Paxar and Alien join forces to offer cutting edge RFID

Related tags Rfid

Paxar has recently qualified as a supplier of RFID smart labels
containing Alien Class 1 transponders.

Paxar had previously been designated as printer/encoder partner for RFID product supplier Alien, making it the first company to receive Alien's qualification in both printer/encoders and smart labels.

"The qualification of Paxar's smart labels, coupled with our previously announced partnership for printer/encoders, means that users of Alien's Class 1 RFID technology can go to one qualified source for their RFID printing/encoding solution,"​ said Rick Bauer, senior director of RFID technical research at Paxar.

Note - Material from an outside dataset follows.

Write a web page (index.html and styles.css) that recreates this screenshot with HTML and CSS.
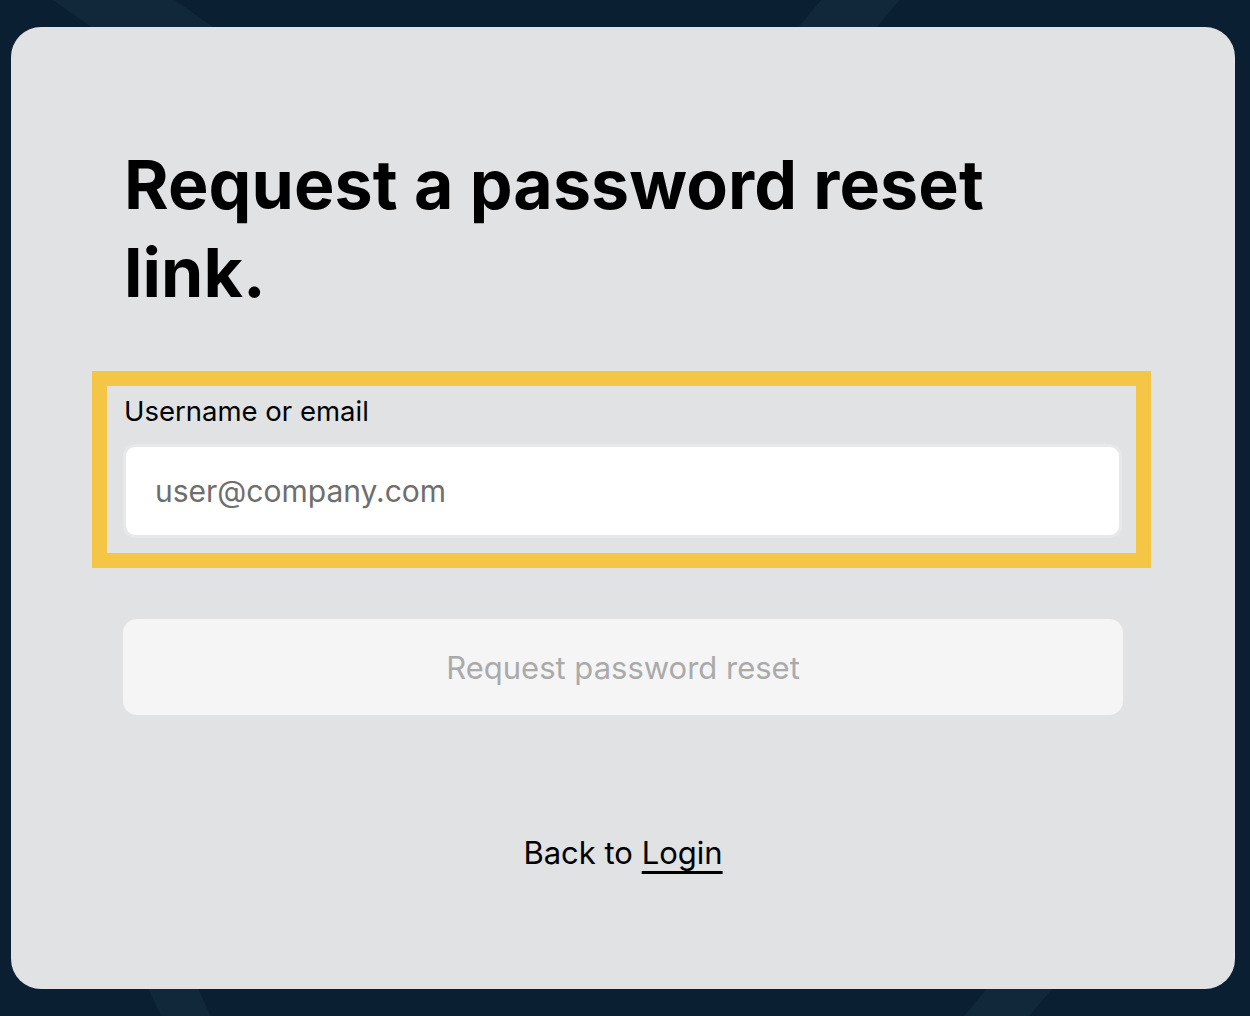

"Users will benefit from the fact that they have one company to look to, one company to make sure the entire solution works in their environment."

David Bledsoe, Alien Technology director of OEM and consumables, claimed that customers can have confidence that RFID products qualified under Alien's partner program will perform at the highest levels of reliability.

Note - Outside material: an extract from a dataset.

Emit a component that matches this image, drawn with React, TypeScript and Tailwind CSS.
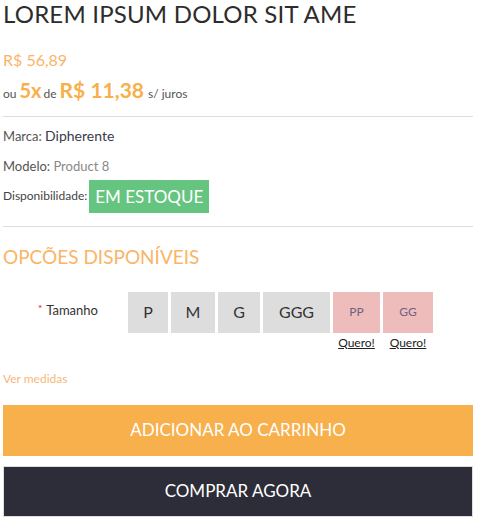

"Paxar has shown outstanding commitment to delivering the highest quality in printer/encoders and smart labels, which will provide substantial benefit to users of Alien's transponders,"​ he said.

According to a recent IDTechEx​ report, almost three times the volume of RFID tags will be sold in 2006 than over the previous 60 years since their invention. This is primarily because retailers such as Metro are demanding, for the first time, that suppliers fit tags to pallets and cases to save cost and improve service but many other applications will be growing very rapidly.

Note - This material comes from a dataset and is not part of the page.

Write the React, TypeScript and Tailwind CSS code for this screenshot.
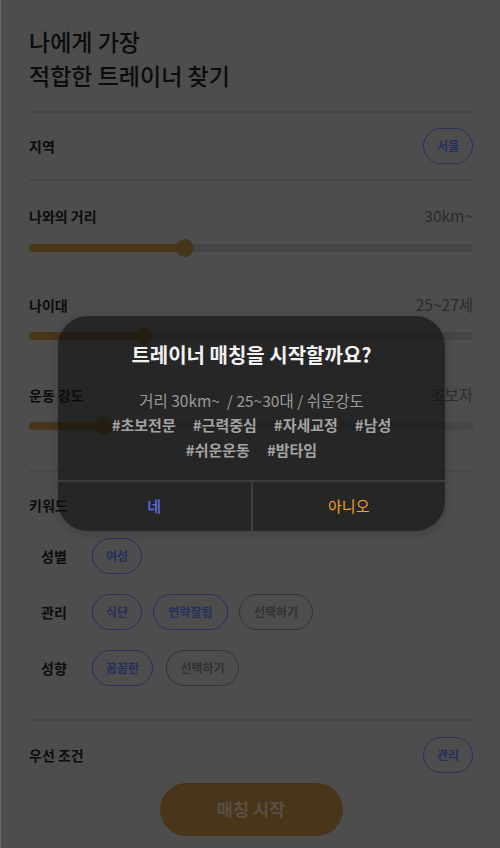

This exponential growth will continue and, by 2015, the value of sales of RFID tags will have increased by thirteen times over the figure for 2005.

This suggests that suppliers and manufacturers are being won round to the advantages of IT technologies such as RFID. There have been worries over the expense of implementation and the cost benefits.

Writing in forbes.com​ last year, for example, Chana Schoenberger points out that one manufacturer makes a 5 per cent margin on tagging $10 cases of tuna fish. But with tags costing 20 to 25 cents, and the associated labels bringing the cost up to $1 per case, RFID might cut deeply into margins without immediate benefits to the company.

But this mindset looks set to change as companies begin to accept the trend towards hi-tech manufacturing and supplying.

RFID (Radio Frequency Identification) technology, which hooks miniature antennas up to tiny computer chips smaller than a grain of sand to track items at a distance, is being driven hard by retailers such as Metro, which see RFID as the natural replacement of industry's current bar code-based tracking systems. This will allow companies to automatically track inventory throughout an entire supply chain.

Information from RFID-tagged cases on a pallet can be read automatically using fixed, mobile or handheld readers rather than requiring individual bar code scanning.

Both Paxar andAlien Technology​ are global leader in the identification and tracking of consumer products worldwide. Users of RFID technology can order smart labels directly from Paxar, with pre-qualification from RFID product supplier Alien.